Smoking may also reduce the body's levels of nitric oxide, a compound that plays a vital role in erections by allowing blood vessels to dilate, or open up.
Among the top causes of ED for younger men
Smokers in their 30s with ED can likely thank smoking for their erectile issues because it is one of the more common potential causes, Bajic said. (He also pointed out that he sees a lot of nonsmokers in their 20s and 30s who have ED due to other factors, such as performance anxiety and pelvic floor dysfunction.)
Plus, the damage caused by smoking is visible with the right technology. Ultrasound enables urologists to see the direct impact of smoking on younger men.
Bernie uses a procedure called penile duplex Doppler ultrasound. The patient is injected with an erectogenic agent that induces an erection, and the color duplex Doppler ultrasound enables Bernie to evaluate arterial blood flow in the penis and venous outflow.
"These guys who have already been smoking for 20-plus years, who started in their teens, we're already seeing significant arterial insufficiency and early venous leak," she said. "This is huge, because these are young, healthy guys. Smoking tobacco is already causing significant endothelial damage," which refers to damage to the lining of the blood vessels.
Effects may be reversible
Men who quit smoking may reverse some of the damage, but not completely. If smokers are otherwise healthy and show only early signs of cardiovascular disease, they can improve their erections if they stop smoking, especially if they also get regular aerobic exercise.
"However, we also know that sometimes the damage that's been done by smoking and other risk factors can actually be permanent," Bajic said.
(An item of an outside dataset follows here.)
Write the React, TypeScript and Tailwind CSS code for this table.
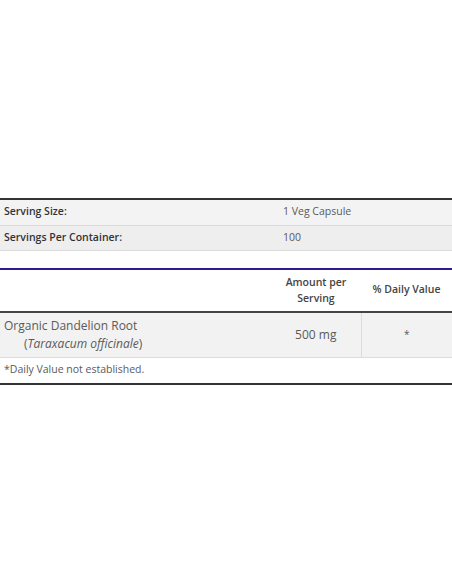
export default function App() {
  return (
    <div className="min-h-[584px] w-[452px] bg-white pt-[198px] text-[#5a5a5a] [font-family:'Open_Sans','Noto_Sans',sans-serif]">
      <table className="w-full border-collapse border-t-2 border-[#333] text-[10.5px]">
        <tbody>
          <tr className="h-[26px] border-b border-[#dcdcdc] bg-[#f3f3f3]">
            <td className="w-[279px] pl-1 font-semibold text-[#333]">Serving Size:</td>
            <td className="pl-1">1 Veg Capsule</td>
          </tr>
          <tr className="h-[25px] border-b border-[#dcdcdc] bg-[#eeeeee]">
            <td className="pl-1 font-semibold text-[#333]">Servings Per Container:</td>
            <td className="pl-1">100</td>
          </tr>
        </tbody>
      </table>

      <table className="mt-[17px] w-full border-collapse border-t-2 border-[#2f1a8f]">
        <thead>
          <tr className="h-[43px] border-b-2 border-[#444] text-[10.5px] text-[#444]">
            <th className="w-[271px]"></th>
            <th className="w-[90px] text-center leading-[16px] font-semibold">
              Amount per
              <br />
              Serving
            </th>
            <th className="text-center font-semibold">% Daily Value</th>
          </tr>
        </thead>
        <tbody>
          <tr className="h-[46px] border-b border-[#dcdcdc] bg-[#f2f2f2] text-[12px]">
            <td className="pl-1 leading-[18px]">
              Organic Dandelion Root
              <br />
              <span className="pl-5">
                (<i>Taraxacum officinale</i>)
              </span>
            </td>
            <td className="text-center">500 mg</td>
            <td className="border-l border-[#dcdcdc] text-center text-[10px]">*</td>
          </tr>
          <tr className="h-[26px] border-b-2 border-[#333] text-[10.5px]">
            <td colSpan={3} className="pl-1">
              *Daily Value not established.
            </td>
          </tr>
        </tbody>
      </table>
    </div>
  )
}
Najari added there is evidence smoking cessation can be beneficial for erectile function in certain populations, especially younger men with more mild cases of ED. As for older men who have been smoking for decades and have severe ED, there is generally not much improvement with ED when they finally quit.
"That's why it's important to counsel people at a younger age before the long-term effects of smoking add up," Najari said.
More smoking, more damage
Damage from smoking accumulates, meaning the more cigarettes a guy smokes per day and the more years he smokes, the greater the effect on his cardiovascular system, according to Bajic.
Bernie noted men may initially experience mild ED, and the longer they smoke, the severity worsens. However, determining the amount a man has to smoke before it affects erectile function is not an exact science, Najari noted.
"I don't think there's a threshold where you can say that below this threshold, there's no impact, and above this threshold, that's when you start to notice it," Najari said. "The bad news is that any smoking, I think, would have some negative impact. But the good news is that it's dose-related, so even cutting back is going to have a beneficial effect."
Quit smoking or risk ED
While men know smoking is bad for them, understanding the sexual ramifications may provide the motivation needed to quit.
"I think when you generally tell people these things are bad for you, that can make less of an impact than when you tell people these conditions are directly responsible for sexual problems they're having," Najari said. "That can be a better motivator for someone to take more control over their health."
While quitting is great, prevention is best.
"Don't get started," Bernie said. "If you smoke now, stop. Don't let it be 50, 60, 70 years. The longer you have exposure to obesity, high blood pressure, tobacco use, diabetes, the greater the impact to your health and the detriment to your erections."